Голова Кира, неимоверно тяжёлая, давила Линден на колени. Она чувствовала, как из харучая уходит жизнь. Кровь хлынула из раны, но он заткнул её кулаком. Члены Поиска продолжали безнадёжный бой за несколько лишних минут жизни, упорно не желая признавать своё поражение.
Башня кемпера источала жуткое излучение смерти и безумия. Но Линден была не в состоянии оторвать глаза от Кира и посмотреть, что же там происходит. Агония, сотрясающая его тело, огненными нитями пронизала всю её плоть. Лицо раненого ничего не выражало, но боль его была пронзительна, как воспоминания, теснившиеся в её мозгу.
Он смотрел на неё. В зрачках лихорадочными огоньками мерцали блики лунного света.
— Помоги мне подняться, — прошептал он, и в уголках рта выступила кровавая пена. — Я должен сражаться.

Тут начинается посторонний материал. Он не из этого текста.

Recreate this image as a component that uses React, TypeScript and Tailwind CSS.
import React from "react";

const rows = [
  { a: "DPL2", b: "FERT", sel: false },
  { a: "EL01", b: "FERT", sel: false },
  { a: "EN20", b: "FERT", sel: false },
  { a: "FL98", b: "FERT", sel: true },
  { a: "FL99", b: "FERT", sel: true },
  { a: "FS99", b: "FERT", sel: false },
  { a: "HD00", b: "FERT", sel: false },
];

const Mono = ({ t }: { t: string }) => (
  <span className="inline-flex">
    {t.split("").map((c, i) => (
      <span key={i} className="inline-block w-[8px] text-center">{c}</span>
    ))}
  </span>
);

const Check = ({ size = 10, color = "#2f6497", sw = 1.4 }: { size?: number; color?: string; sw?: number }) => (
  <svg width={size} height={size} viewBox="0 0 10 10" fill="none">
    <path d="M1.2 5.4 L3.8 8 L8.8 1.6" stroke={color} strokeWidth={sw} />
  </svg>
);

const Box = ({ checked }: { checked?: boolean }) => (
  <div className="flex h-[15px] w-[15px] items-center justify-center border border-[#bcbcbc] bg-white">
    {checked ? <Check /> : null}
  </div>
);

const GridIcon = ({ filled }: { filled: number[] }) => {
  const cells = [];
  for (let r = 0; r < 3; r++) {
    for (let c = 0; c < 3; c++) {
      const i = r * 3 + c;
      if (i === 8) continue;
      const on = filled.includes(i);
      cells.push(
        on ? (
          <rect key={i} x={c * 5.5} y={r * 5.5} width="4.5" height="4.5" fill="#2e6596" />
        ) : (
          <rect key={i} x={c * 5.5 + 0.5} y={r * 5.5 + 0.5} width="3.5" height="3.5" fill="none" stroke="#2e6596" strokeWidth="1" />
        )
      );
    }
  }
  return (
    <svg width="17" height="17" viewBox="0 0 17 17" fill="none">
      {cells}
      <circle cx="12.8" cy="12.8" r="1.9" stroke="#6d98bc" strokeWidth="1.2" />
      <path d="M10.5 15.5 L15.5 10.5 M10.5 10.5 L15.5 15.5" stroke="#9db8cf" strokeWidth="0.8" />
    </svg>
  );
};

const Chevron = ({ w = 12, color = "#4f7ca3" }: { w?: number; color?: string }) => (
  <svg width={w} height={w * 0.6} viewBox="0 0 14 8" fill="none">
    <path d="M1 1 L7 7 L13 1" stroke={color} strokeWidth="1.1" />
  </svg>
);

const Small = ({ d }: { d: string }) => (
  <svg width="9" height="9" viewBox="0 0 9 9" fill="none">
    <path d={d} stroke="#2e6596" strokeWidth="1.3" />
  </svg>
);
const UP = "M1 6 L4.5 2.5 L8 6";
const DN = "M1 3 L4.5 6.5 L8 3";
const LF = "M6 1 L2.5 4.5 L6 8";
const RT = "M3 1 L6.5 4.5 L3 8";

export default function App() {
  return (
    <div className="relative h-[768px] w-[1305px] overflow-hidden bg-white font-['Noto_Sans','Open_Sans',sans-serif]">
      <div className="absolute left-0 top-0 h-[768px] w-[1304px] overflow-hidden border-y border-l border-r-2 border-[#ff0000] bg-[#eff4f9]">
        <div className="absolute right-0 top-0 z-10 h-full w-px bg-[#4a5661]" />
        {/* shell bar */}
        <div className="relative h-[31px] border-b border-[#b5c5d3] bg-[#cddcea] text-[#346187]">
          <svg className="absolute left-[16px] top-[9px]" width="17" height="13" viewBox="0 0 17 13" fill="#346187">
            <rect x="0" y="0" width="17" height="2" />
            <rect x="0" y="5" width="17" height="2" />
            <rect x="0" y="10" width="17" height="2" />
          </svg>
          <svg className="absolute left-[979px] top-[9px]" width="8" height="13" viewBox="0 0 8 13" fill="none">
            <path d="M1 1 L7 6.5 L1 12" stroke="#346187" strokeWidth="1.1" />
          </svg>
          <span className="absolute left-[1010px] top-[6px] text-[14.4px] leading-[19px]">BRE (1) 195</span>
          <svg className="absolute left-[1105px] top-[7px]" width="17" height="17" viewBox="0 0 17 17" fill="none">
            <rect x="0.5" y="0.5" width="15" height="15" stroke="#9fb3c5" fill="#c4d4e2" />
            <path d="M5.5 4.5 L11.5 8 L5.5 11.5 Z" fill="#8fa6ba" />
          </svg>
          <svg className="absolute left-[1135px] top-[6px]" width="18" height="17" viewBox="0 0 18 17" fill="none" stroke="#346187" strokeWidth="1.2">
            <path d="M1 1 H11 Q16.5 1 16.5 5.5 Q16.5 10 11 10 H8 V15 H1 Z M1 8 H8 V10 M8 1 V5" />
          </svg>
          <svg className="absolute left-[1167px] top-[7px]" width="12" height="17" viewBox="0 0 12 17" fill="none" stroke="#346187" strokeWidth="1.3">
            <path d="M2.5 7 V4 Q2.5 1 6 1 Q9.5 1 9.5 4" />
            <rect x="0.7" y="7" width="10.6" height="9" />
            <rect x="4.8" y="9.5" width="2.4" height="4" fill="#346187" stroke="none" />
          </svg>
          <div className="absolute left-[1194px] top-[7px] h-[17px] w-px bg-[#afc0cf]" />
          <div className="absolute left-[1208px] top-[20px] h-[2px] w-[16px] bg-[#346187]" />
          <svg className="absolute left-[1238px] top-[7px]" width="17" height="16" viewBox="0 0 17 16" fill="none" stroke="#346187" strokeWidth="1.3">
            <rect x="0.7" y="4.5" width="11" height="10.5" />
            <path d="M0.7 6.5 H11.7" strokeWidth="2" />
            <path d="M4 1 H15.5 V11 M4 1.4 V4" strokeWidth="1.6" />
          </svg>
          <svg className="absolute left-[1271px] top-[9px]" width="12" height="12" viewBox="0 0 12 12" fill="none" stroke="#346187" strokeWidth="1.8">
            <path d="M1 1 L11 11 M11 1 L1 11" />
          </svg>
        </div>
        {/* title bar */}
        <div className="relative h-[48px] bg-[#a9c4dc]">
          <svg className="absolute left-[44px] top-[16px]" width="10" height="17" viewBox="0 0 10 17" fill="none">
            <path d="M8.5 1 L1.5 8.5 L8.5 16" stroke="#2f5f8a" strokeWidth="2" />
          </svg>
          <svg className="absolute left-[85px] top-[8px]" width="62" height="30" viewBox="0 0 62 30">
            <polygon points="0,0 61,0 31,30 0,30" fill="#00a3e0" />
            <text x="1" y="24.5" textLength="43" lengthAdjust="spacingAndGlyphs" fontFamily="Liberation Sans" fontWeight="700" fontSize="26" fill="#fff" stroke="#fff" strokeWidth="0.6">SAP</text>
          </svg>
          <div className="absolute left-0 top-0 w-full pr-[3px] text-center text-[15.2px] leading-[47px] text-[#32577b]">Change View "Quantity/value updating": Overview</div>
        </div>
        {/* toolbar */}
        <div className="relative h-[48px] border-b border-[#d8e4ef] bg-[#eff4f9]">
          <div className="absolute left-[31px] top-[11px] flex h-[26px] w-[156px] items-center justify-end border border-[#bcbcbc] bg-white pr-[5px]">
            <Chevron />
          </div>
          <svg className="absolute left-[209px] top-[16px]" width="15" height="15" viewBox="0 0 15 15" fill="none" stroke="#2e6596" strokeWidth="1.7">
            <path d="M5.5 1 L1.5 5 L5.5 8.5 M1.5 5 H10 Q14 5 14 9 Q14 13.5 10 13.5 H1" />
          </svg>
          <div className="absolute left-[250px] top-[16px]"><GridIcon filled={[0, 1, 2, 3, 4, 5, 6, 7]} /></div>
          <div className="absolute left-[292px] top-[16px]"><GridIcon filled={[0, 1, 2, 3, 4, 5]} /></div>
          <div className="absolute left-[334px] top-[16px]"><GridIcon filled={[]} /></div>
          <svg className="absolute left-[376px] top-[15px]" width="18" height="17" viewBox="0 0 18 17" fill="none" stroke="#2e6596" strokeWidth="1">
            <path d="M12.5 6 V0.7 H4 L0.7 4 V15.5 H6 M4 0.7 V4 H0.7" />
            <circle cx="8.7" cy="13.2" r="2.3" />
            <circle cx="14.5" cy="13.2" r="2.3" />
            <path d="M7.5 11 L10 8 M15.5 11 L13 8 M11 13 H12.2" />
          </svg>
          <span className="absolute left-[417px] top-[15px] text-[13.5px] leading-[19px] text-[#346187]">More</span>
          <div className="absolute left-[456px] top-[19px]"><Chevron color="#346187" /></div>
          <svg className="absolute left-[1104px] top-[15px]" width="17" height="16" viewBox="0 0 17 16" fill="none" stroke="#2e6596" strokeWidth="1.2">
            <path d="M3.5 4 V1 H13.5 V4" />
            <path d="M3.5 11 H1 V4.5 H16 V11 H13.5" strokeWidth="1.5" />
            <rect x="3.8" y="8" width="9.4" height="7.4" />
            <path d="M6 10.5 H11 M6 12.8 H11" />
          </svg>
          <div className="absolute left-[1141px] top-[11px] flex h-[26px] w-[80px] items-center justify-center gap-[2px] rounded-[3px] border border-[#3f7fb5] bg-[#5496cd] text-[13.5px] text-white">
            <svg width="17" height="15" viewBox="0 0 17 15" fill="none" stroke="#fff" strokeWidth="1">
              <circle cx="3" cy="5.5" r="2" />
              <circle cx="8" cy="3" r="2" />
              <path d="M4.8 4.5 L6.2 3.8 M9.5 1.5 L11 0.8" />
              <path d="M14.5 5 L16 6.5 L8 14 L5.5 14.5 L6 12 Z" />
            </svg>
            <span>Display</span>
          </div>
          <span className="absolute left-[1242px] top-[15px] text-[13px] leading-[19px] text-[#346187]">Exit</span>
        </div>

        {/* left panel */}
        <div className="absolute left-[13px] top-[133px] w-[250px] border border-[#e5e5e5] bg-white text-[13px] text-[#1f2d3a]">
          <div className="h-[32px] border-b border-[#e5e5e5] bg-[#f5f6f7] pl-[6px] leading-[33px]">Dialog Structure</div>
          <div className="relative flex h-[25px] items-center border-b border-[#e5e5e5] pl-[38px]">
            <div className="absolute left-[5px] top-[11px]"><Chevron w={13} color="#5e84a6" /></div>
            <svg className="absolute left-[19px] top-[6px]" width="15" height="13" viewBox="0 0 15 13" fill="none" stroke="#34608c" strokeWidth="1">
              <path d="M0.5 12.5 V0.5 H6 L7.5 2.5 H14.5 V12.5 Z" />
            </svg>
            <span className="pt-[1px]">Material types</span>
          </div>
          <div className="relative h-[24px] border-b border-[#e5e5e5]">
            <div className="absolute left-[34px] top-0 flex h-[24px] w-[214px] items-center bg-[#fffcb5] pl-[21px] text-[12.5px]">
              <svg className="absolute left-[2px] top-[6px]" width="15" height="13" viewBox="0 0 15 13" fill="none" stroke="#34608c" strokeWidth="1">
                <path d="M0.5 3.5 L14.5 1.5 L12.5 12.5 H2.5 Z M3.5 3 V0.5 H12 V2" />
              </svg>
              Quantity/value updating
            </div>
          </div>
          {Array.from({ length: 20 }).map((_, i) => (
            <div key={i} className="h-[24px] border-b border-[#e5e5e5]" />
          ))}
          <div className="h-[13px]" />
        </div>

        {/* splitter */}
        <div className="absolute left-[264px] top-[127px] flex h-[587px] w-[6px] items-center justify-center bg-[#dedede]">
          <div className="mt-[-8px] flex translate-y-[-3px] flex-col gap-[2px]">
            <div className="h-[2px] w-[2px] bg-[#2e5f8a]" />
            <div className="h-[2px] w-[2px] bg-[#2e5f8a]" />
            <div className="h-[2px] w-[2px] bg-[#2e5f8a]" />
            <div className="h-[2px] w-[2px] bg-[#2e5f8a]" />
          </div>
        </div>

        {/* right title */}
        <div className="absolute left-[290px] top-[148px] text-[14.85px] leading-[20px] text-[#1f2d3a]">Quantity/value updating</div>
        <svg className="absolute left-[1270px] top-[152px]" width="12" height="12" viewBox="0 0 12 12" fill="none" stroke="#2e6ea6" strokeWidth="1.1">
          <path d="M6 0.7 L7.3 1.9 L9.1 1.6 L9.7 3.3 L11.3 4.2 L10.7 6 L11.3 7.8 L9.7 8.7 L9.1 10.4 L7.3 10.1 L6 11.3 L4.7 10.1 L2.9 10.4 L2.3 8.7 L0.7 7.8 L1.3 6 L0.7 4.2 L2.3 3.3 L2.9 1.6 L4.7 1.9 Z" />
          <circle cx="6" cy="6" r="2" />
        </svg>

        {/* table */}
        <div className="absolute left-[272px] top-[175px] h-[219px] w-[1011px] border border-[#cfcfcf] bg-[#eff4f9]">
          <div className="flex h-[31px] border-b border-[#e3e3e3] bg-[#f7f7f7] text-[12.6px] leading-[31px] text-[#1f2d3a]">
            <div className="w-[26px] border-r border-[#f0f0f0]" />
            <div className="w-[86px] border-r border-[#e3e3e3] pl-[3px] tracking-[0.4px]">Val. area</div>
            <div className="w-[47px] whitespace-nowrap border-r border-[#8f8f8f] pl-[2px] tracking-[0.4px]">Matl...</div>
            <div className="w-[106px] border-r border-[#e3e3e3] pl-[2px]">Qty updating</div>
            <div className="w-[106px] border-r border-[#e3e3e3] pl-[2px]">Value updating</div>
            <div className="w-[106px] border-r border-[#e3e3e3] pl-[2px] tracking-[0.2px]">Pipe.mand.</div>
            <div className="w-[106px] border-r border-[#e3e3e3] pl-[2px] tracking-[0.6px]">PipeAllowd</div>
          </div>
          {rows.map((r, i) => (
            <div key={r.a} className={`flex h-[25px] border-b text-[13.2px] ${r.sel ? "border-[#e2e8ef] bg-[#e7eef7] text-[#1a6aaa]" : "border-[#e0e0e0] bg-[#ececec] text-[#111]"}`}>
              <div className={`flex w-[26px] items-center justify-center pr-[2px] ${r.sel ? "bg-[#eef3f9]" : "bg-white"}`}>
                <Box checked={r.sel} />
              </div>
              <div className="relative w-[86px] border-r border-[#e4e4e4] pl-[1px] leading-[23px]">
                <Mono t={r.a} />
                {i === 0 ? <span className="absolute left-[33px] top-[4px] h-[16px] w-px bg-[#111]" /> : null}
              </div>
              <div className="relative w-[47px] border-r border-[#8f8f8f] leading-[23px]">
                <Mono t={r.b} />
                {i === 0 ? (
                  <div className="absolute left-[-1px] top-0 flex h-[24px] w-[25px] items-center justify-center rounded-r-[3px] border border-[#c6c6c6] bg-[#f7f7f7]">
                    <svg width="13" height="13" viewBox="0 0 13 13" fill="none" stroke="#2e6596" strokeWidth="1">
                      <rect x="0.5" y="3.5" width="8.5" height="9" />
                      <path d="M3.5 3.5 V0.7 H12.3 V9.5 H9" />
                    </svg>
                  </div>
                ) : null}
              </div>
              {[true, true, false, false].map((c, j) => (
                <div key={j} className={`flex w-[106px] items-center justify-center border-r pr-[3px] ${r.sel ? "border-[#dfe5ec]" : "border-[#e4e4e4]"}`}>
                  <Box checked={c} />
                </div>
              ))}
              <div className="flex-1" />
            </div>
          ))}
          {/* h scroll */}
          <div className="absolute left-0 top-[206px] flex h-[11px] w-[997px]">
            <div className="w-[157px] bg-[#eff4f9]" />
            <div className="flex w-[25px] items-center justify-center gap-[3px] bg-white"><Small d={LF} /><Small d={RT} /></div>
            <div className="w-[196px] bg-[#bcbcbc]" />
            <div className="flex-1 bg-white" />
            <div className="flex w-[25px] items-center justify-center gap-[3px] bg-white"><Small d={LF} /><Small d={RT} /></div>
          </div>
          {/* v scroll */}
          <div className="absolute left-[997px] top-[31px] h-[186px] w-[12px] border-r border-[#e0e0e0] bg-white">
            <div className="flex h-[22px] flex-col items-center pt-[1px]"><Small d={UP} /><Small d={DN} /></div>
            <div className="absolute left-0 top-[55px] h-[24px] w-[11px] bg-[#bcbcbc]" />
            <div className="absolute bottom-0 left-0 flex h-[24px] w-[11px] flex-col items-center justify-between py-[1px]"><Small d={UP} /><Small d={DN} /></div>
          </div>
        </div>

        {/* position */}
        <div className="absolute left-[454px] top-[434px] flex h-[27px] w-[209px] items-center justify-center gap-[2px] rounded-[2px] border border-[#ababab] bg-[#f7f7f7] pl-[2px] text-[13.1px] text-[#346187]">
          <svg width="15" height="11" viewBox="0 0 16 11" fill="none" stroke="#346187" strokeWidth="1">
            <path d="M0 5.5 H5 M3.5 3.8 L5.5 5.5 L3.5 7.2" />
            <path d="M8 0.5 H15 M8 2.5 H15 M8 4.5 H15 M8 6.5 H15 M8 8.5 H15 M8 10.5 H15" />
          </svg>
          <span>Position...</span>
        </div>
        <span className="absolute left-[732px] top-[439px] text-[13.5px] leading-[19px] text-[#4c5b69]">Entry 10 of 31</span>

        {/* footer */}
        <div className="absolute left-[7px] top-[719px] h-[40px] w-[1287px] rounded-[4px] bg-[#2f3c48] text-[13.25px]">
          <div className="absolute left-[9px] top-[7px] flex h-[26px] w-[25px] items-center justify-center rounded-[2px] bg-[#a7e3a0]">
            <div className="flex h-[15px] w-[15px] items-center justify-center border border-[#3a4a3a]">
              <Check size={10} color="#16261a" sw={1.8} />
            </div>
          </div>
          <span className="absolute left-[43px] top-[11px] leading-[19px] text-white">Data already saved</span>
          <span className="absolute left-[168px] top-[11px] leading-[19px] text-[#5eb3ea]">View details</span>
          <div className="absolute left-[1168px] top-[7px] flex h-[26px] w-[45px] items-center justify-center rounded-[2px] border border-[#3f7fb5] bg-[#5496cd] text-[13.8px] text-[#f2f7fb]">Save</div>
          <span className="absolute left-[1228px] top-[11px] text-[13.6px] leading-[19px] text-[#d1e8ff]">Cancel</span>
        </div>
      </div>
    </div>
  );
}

Линден слышала его слова, но не услышала их. Позволь мне умереть! Она столько раз внимала этой мольбе, что однажды та стала её мантрой и заклинанием, тем, что ведёт по жизни и определяет все поступки. Она стало голосом ненасытного мрака, живущего в её душе. Все пространство вокруг Линден было завалено поломанными и целыми копьями. Машинально она подняла небольшой обломок с металлическим наконечником. Когда Гиббон-Опустошитель прикоснулся к ней, какая-то часть её существа радостно затрепетала, жадно принимая его: погруженная во мрак бессилия, она жаждала власти и отозвалась. И теперь этот отклик эхом вернулся к первоисточнику. А ты и так меня не любишь. И никогда не любила. Тишина, овладевшая ею, сняла и самоконтроль, с помощью которого она до сих пор ухитрялась удерживать свою чёрную алчность. Сила! Власть!
Обеими руками подняв над собой обломок копья, Линден направила его Киру прямо в горло, чтобы наконец реализовать желание, точившее её всю жизнь. А харучай, который выдернул из раны кулак и старался защититься, был слишком слаб, чтобы помешать ей.